Peri-implantation embryogenesis is largely unexplored and probably the most enigmatic period of mouse development. The protocol by Bedzhov et al. describes how to support murine embryonic development beyond the blastocyst stage in vitro allowing direct observation of blastocyst to egg cylinder transition. The egg cylinder shown on the cover was recovered at E6.5. Oct4 (red) marks the epiblast. Eomes (green) is expressed in the posterior EPI, extraembryonic ectoderm and visceral endoderm. DAPI (blue) marks the nuclei.

Metabolic bioorthogonal labeling of proteins within cells with an alkynyl analog of palmitic acid followed by click chemistry and an in situ proximity ligation assay enables the cellular imaging of palmitoylation in a protein of interest. The image depicts palmitoylated Wnt proteins (rendered from PDB file 4F0A) en route to secretion outside the cell. Based on the protocol by Xinxin Gao and Rami N. Hannoush. doi: 10.1038/nprot.2014.179. Image generated by Allison Bruce. Cover design by Jamel Wooten.

A population of bacterial genomes can be rapidly edited at many loci using multiplex automated genome engineering (MAGE; Gallagher et al. doi:10.1038/nprot.2014.082). As more MAGE cycles are performed, the most prevalent genotype shifts from being unedited to fully edited (colored bars), passing through a period of greater variability (black line). This process can be enhanced by co-selection MAGE (right). Cover design by Jamel Wooten.

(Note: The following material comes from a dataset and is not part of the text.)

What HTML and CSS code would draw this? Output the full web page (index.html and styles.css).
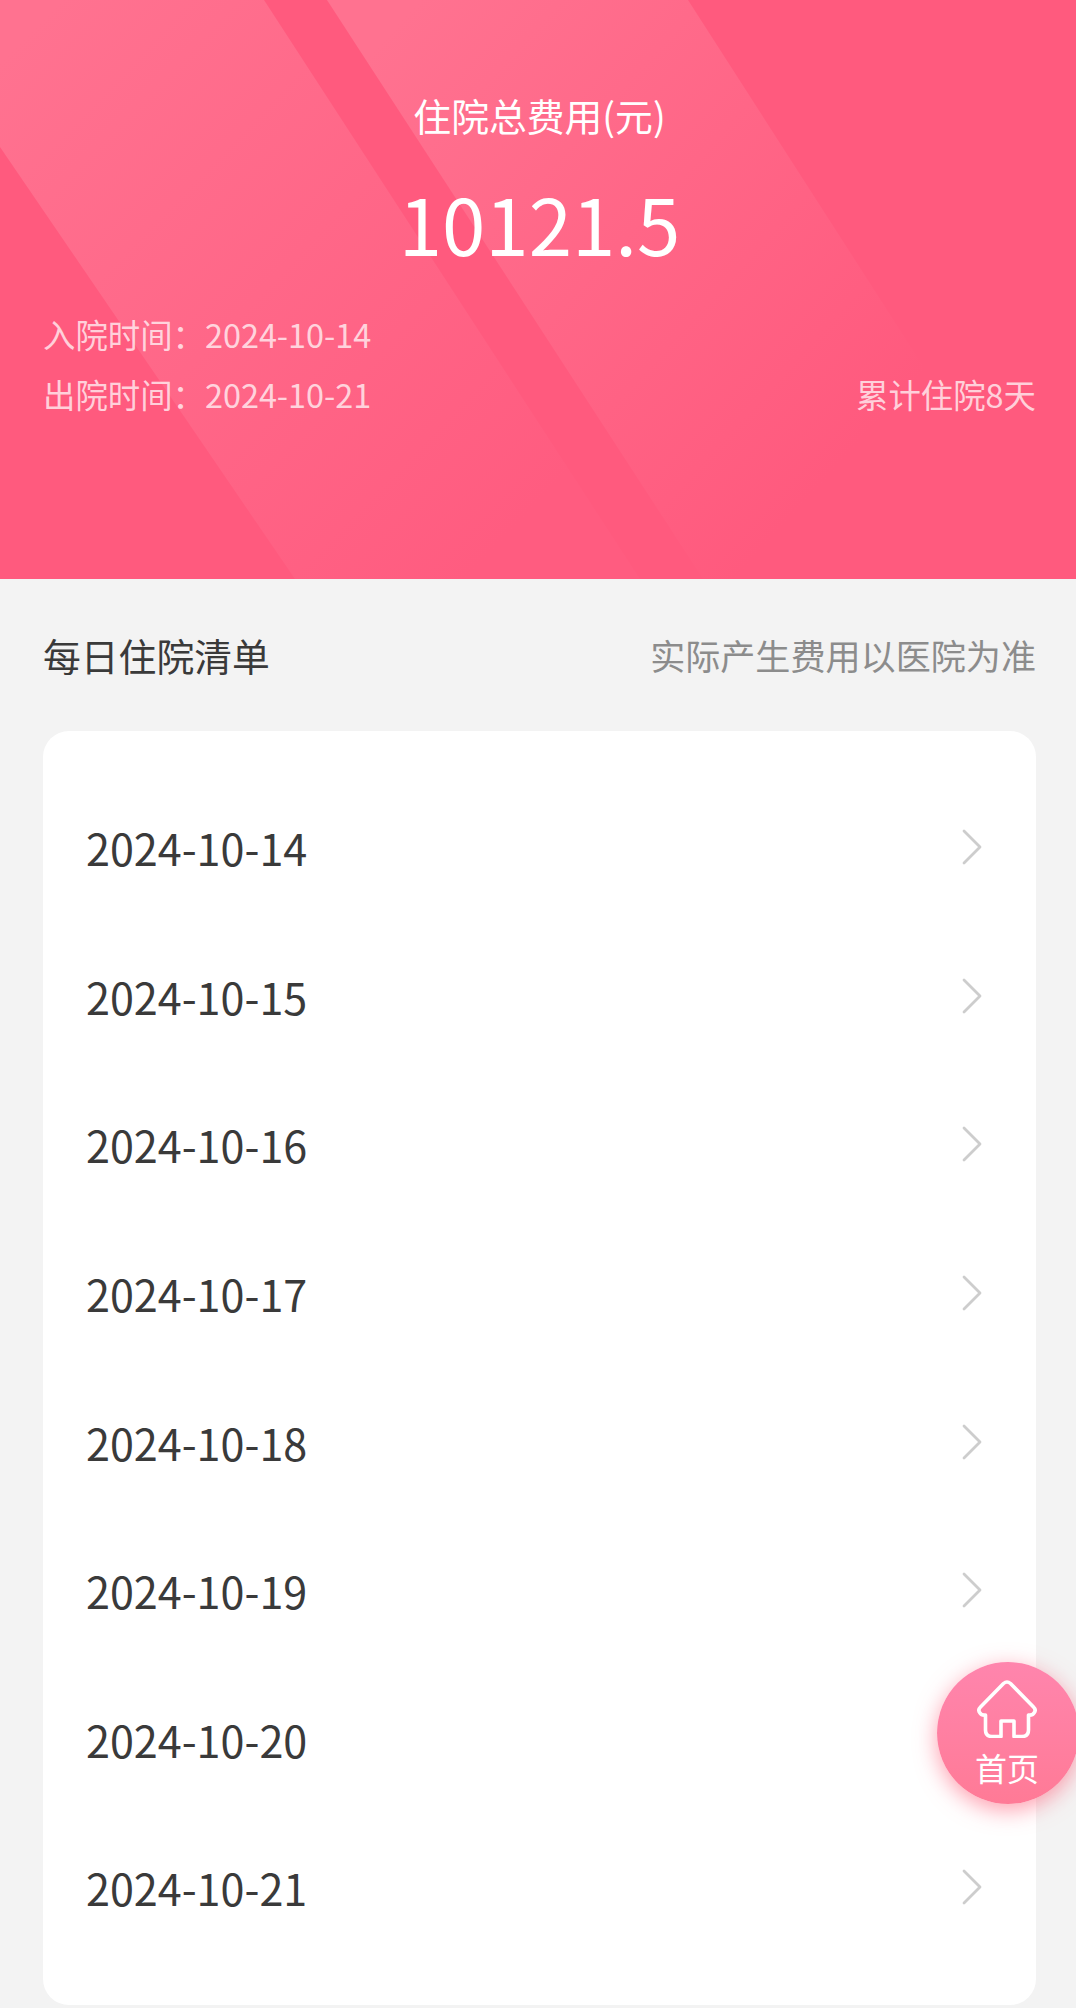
FILE: index.html
```html
<!DOCTYPE html>
<html lang="zh-CN">
<head>
<meta charset="utf-8">
<title>每日住院清单</title>
<link rel="stylesheet" href="styles.css">
</head>
<body>
<div class="page">
  <header class="hero">
    <svg class="hero-bands" viewBox="0 0 1076 579" preserveAspectRatio="none" aria-hidden="true">
      <defs>
        <linearGradient id="bandA" gradientUnits="userSpaceOnUse" x1="60" y1="0" x2="560" y2="480">
          <stop offset="0" stop-color="#ff7290"/>
          <stop offset="1" stop-color="#ff5c80"/>
        </linearGradient>
        <linearGradient id="bandB" gradientUnits="userSpaceOnUse" x1="420" y1="0" x2="880" y2="420">
          <stop offset="0" stop-color="#ff7290"/>
          <stop offset="1" stop-color="#ff5a7e"/>
        </linearGradient>
      </defs>
      <polygon points="0,0 264,0 640,579 295,579 0,147" fill="url(#bandA)"/>
      <polygon points="327,0 688,0 1060,579 703,579" fill="url(#bandB)"/>
    </svg>
    <h1 class="hero-title">住院总费用(元)</h1>
    <div class="hero-amount">10121.5</div>
    <div class="hero-info">
      <div>入院时间：2024-10-14</div>
      <div class="hero-row">
        <span>出院时间：2024-10-21</span>
        <span>累计住院8天</span>
      </div>
    </div>
  </header>

  <section class="section-head">
    <h2 class="section-title">每日住院清单</h2>
    <span class="section-note">实际产生费用以医院为准</span>
  </section>

  <ul class="day-list">
    <li class="day"><span class="day-date">2024-10-14</span><svg class="chevron" viewBox="0 0 20 36"><path d="M2 2 L18 18 L2 34"/></svg></li>
    <li class="day"><span class="day-date">2024-10-15</span><svg class="chevron" viewBox="0 0 20 36"><path d="M2 2 L18 18 L2 34"/></svg></li>
    <li class="day"><span class="day-date">2024-10-16</span><svg class="chevron" viewBox="0 0 20 36"><path d="M2 2 L18 18 L2 34"/></svg></li>
    <li class="day"><span class="day-date">2024-10-17</span><svg class="chevron" viewBox="0 0 20 36"><path d="M2 2 L18 18 L2 34"/></svg></li>
    <li class="day"><span class="day-date">2024-10-18</span><svg class="chevron" viewBox="0 0 20 36"><path d="M2 2 L18 18 L2 34"/></svg></li>
    <li class="day"><span class="day-date">2024-10-19</span><svg class="chevron" viewBox="0 0 20 36"><path d="M2 2 L18 18 L2 34"/></svg></li>
    <li class="day"><span class="day-date">2024-10-20</span><svg class="chevron" viewBox="0 0 20 36"><path d="M2 2 L18 18 L2 34"/></svg></li>
    <li class="day"><span class="day-date">2024-10-21</span><svg class="chevron" viewBox="0 0 20 36"><path d="M2 2 L18 18 L2 34"/></svg></li>
  </ul>

  <a class="fab">
    <svg class="fab-icon" viewBox="0 0 60 58">
      <path d="M26.500 3.500 Q30 0.500 33.500 3.500 L56.500 27 Q59.500 30 57 33 Q55.500 35.500 51.500 35 L51.500 50 Q51.500 56.500 45 56.500 L37 56.500 L37 41 L24 41 L24 56.500 L15 56.500 Q8.500 56.500 8.500 50 L8.500 35 Q4.500 35.500 3 33 Q0.500 30 3.500 27 Z"/>
    </svg>
    <span class="fab-label">首页</span>
  </a>
</div>
</body>
</html>
```

FILE: styles.css
```css
* { box-sizing: border-box; }

html, body {
  margin: 0;
  padding: 0;
  background: #f3f3f3;
}

body {
  font-family: "Noto Sans CJK SC", "Noto Sans", sans-serif;
  color: #333;
}

.page {
  position: relative;
  width: 1076px;
  height: 2008px;
  overflow: hidden;
}

.hero {
  position: relative;
  height: 579px;
  padding: 89px 40px 0 43px;
  background: #ff5a7e;
  color: #fff;
}

.hero-bands {
  position: absolute;
  inset: 0;
  width: 100%;
  height: 100%;
}

.hero-title,
.hero-amount,
.hero-info {
  position: relative;
}

.hero-title {
  margin: 0;
  font-size: 37.8px;
  font-weight: 400;
  line-height: 52px;
  text-align: center;
}

.hero-amount {
  margin-top: 31px;
  font-size: 78px;
  line-height: 100px;
  text-align: center;
}

.hero-info {
  margin-top: 32px;
  font-size: 32.4px;
  line-height: 60px;
  color: rgba(255, 255, 255, 0.72);
}

.hero-row {
  display: flex;
  justify-content: space-between;
}

.section-head {
  display: flex;
  justify-content: space-between;
  align-items: center;
  padding: 50px 40px 50px 43px;
}

.section-title {
  margin: 0;
  font-size: 37.8px;
  font-weight: 400;
  line-height: 52px;
  color: #3a3a3a;
}

.section-note {
  font-size: 35.1px;
  line-height: 52px;
  color: #8c8c8c;
}

.day-list {
  list-style: none;
  margin: 0 40px 0 43px;
  padding: 45px 0 40px;
  background: #fff;
  border-radius: 26px;
}

.day {
  display: flex;
  justify-content: space-between;
  align-items: center;
  height: 148.6px;
  padding: 0 54px 0 43px;
  font-size: 43.1px;
  color: #3a3a3a;
}

.day-date {
  margin-top: -6px;
}

.chevron {
  width: 20px;
  height: 36px;
  margin-top: -6px;
  fill: none;
  stroke: #cdcdcd;
  stroke-width: 2.8;
  stroke-linecap: round;
  stroke-linejoin: round;
}

.fab {
  position: absolute;
  left: 937px;
  top: 1662px;
  width: 142px;
  height: 142px;
  display: flex;
  flex-direction: column;
  align-items: center;
  border-radius: 50%;
  background: linear-gradient(180deg, #ff85ad 0%, #ff7a96 100%);
  box-shadow: 0 6px 22px rgba(255, 80, 110, 0.55);
  color: #fff;
}

.fab-icon {
  width: 60px;
  height: 58px;
  margin-top: 18px;
  margin-left: -2px;
  fill: none;
  stroke: #fff;
  stroke-width: 3.6;
  stroke-linejoin: round;
}

.fab-label {
  font-size: 32px;
  line-height: 46px;
  margin-top: 6px;
  margin-left: -2px;
}
```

Scanning electron microscopy image of an electrospun artificial trachea showing a fibrous architecture similar to that seen in the native rat trachea. Image taken from the protocol by Jungebluth et al. doi:10.1038/nprot.2014.149. Cover design by Jamel Wooten.

Fourier transform infrared (FTIR) spectroscopy can allow for the derivation of rich biochemical images in a label-free manner, which can be used in disease detection. This FTIR image is from a kidney biopsy, highlighting a glomerulus by CH2 asymmetric absorbance. Image by Vishal K Varma, Holly J Butler, Suman Setty, Francis L Martin, Michael J Walsh (University of Illinois at Chicago, USA; Lancaster University, UK), associated with the protocol by Baker et al. doi: 10.1038/nprot.2014.110.

Zebrafish larval positional preference within a well, analyzed with LSRtrack (Zhou et al. doi:10.1038/nprot.2014.094). Larvae tended to occupy the center of the well when exposed to bright light, whereas in darkness the same animals swam close to the walls of the well ('thigmotaxis').

Inner ear organoids can be produced from mouse embryonic stem cells grown under chemically defined conditions by following the protocol by Koehler and Hashino (doi:10.1038/nprot.2014.100). Two organoid variants develop; this modified image includes an embedded organoid fixed and stained with antibodies specific to cyclin D1 (red) and calretinin (green) 20 d after initiation of differentiation.

Maximum projection views of the same falsely colored live C. elegans embryo, labeled with a GFP cell membrane marker and imaged using Bessel beam structured illumination microscopy. Image adapted from the protocol by Gao et al. doi:10.1038/nprot.2014.087. Cover design by Jamel Wooten.

Haploid Arabidopsis plants are easy to generate and have small, narrow leaves. The protocol by Wijnker et al. (doi:10.1038/nprot.2014.049) describes how (haploid) chromosome substitution lines (CSLs) are generated from Arabidopsis heterozygotes during reverse breeding. These CSLs subsequently serve as parental lines to recreate the heterozygote.

The axolotl (Ambystoma mexicanum) is a very useful model organism for studying limb and spinal cord regeneration. The protocol by Khattak et al. (doi: 10.1038/nprot.2014.040) describes optimized axolotl husbandry, breeding, metamorphosis, transgenesis and tamoxifen-induced, Cre-mediated recombination.

3D cell motion on a sagittal section of a mid-gastrulation Xenopus laevis embryo. Red arrows designate maximum cell speed (∼4 μm min–1): mesendodermal leading-edge runners (top center); endodermal wall of inflating archenteron (left); blastopore (bottom center). Note pronounced vegetal rotation on lower right and epibolic movement throughout the periphery. Image from the protocol by Moosmann et al. doi: 10.1038/nprot.2014.033. Cover design by Jamel Wooten.

On the cover is an image of a fly using its rear leg to clean itself during a grooming reflex. Fruit flies have many innate behaviors that allow neuroscientists to investigate how the hard-wired neural circuits underlying these behaviors self-assemble. Image from the protocol by Kays et al. doi: 10.1038/nprot.2013.157. Cover design by Jamel Wooten.